Yeah. When we get upgraded to investment grade, we'll call it materially, if not all of our letters of credit, the $400 million will go away. That means our liquidity will pop by another, we'll call it $400 million. We have some—I'll call some other things that will happen. You know, for each upgrade, we get 25 basis point improvements on our 2025 and 2030 debt. Our interest expense will come down. I think we have another 50 or 75 basis point improvement there. Our interest expense will improve.
At some point we're gonna redo our revolver, and that obviously that'll be a net benefit for extending out a revolver. We'll call it, you know, 4 or 5 years. That's called, we'll call it the capital part of it. We're having lots of conversations right now with LNG players across the whole chain. Our goal would be to have something locked up for 2022, and obviously our goal would not be to sign something up, we'll call it with a Henry Hub price. It would be to tie it to international prices. That would be something that help us, you know, drive our realizations up pretty meaningfully when we do it.
Got it. Second for me, so you mentioned kind of the Herculean effort that's needed to get new infrastructure built, but what happens if nothing gets built? Like, do you buy access into other pipelines like you did with the REX deal? How do you work around that?
Yeah. What happens is, you know, the potential of the Marcellus, you know, stays throttled. That's gonna mean a continued maintenance discipline program, and EQT will be generating a lot of free cash flow in that situation. You know, one of the unique things about EQT, 'cause let's always think about how can companies grow. One of the unique things about EQT is we are going to grow our free cash flow per share even in a maintenance mode. I think that is incredibly unique for us. You know, even with gas prices going down in 2023, our free cash flow is going to grow, and our yield is gonna go from 20% to 30% from 2022 to 2023.

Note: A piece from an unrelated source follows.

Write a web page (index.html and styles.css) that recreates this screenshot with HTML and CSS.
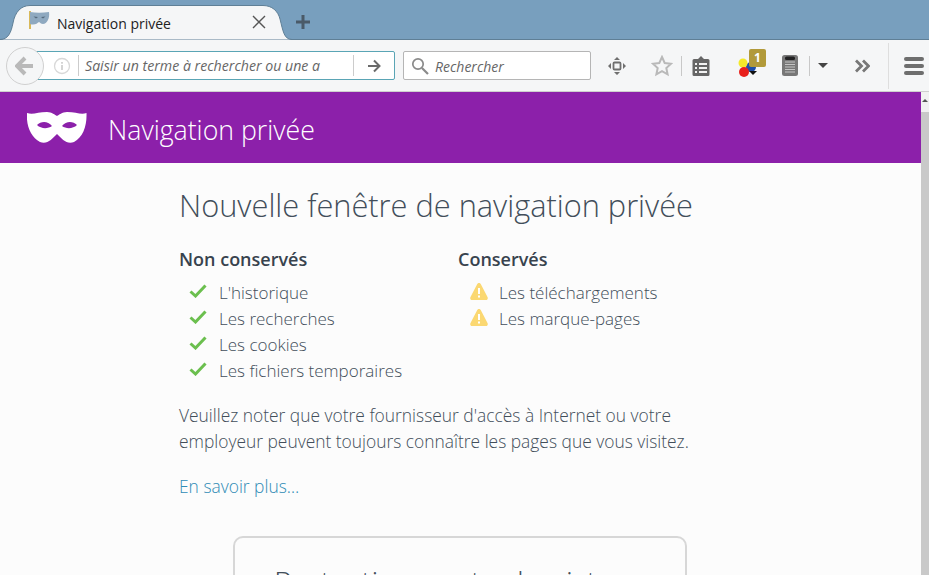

Listen, I hope we have the opportunity. I would love to see sustainable demand where we can secure, you know, higher prices than what we're getting locally here. We can secure that supply with the long-term demand, so we're not throwing the supply demand fundamentals out of whack. That opportunity I hope presents itself, and we'll be pushing for it. You know, up until then, we're sort of just out here letting everybody know the solution that's here, and we're more than willing to go out there and help. We definitely have growth in our business, but it's not gonna be from production without the sustainable demand signal.
Got it. Thanks guys.
Thank you. There are no additional questions waiting at this time, so I'll pass the conference over to Toby Rice for closing remarks.
Thank you. You know, I over the past couple years, I got a question a lot is, you know, "Toby, why are you doing this?" You know, the takeover, the turnaround of this business, it was incredibly a lot of work. The reason why we went through this is to be in this position today. This is the prize. The momentum that this company has built over the years is tremendous. The free cash flow momentum we have is really starting to show up, and we're really excited about continuing this rate of change story and delivering for our shareholders. Thank you.
That concludes today's conference call. Thank you for your participation. You may now disconnect your line.